Court - Portlaoise man kicked pub door, abused fast food staff, and threw keg through casino window


Court - Portlaoise man kicked pub door, abused fast food staff, and threw keg through casino window

Before last week’s district court was a Portlaoise man convicted of drunkenly kicking a pub door, abusing the staff of a fast food outlet, and smashing the front door of the casino in Portlaoise with a beer keg.

John Lawlor, Clonroosk View, Portlaoise, appeared before last week’s sitting of Portlaoise District Court, for finalisation of a number of charges relating to three different dates last year.

On September 9 last, the accused was drunk and threw a beer keg at the door of Caesar’s Casino in Portlaoise, causing the glass to shatter and break.

€120 damage was caused

On October 15, at 2.15am, the accused was acting in a threatening, abusive and aggressive manner towards the staff of a pizzeria on Main Street, Portlaoise.

He was arrested, but continued to act in a threatening and aggressive manner after arrest.

On October 29, at 00.15am, the accused was detected on Main Street, kicking the door of Sally Gardens pub.

He was extremely intoxicated and was being abusive to members of the public.

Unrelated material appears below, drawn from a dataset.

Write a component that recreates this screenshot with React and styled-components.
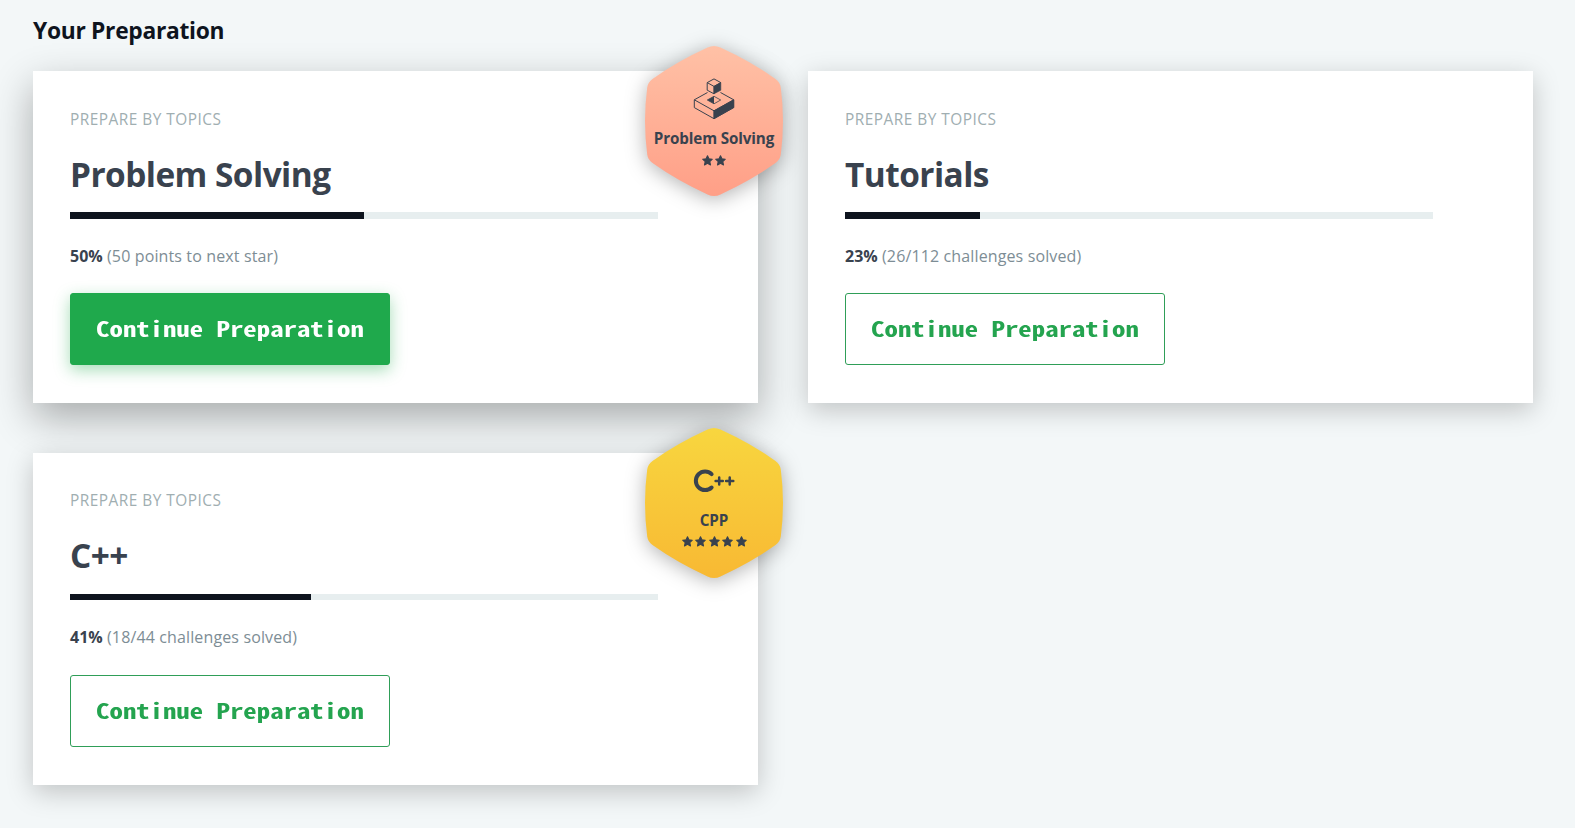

The accused had some 23 previous convictions, including three for public order offences.

When the cases were first heard in the district court, Judge Catherine Staines imposed community service in lieu of prison, and directed the accused to pay compensation.

The judge said the damage at the casino was appalling behaviour on the night.

The accused was also directed to write a letter of apology to the staff members he abused in the pizzeria.

The matters were then adjourned, and the accused subsequently paid some of the compensation as directed, with an amount outstanding.

When the case returned to the district court last week, defence, Ms Josephine Fitzpatrick said that her client did not have the money, as a direct debit had gone out of his account the night before, leaving him at a deficit.

However, Judge Catherine Staines said she had given him four months to pay, and remarked he is in full-time employment.

Telling the accused to borrow the money if he had to, Judge Staines adjourned the case to the afternoon.

When the case was recalled later in the day, the accused paid over €200.

Judge Staines applied the probation act, section 1.2.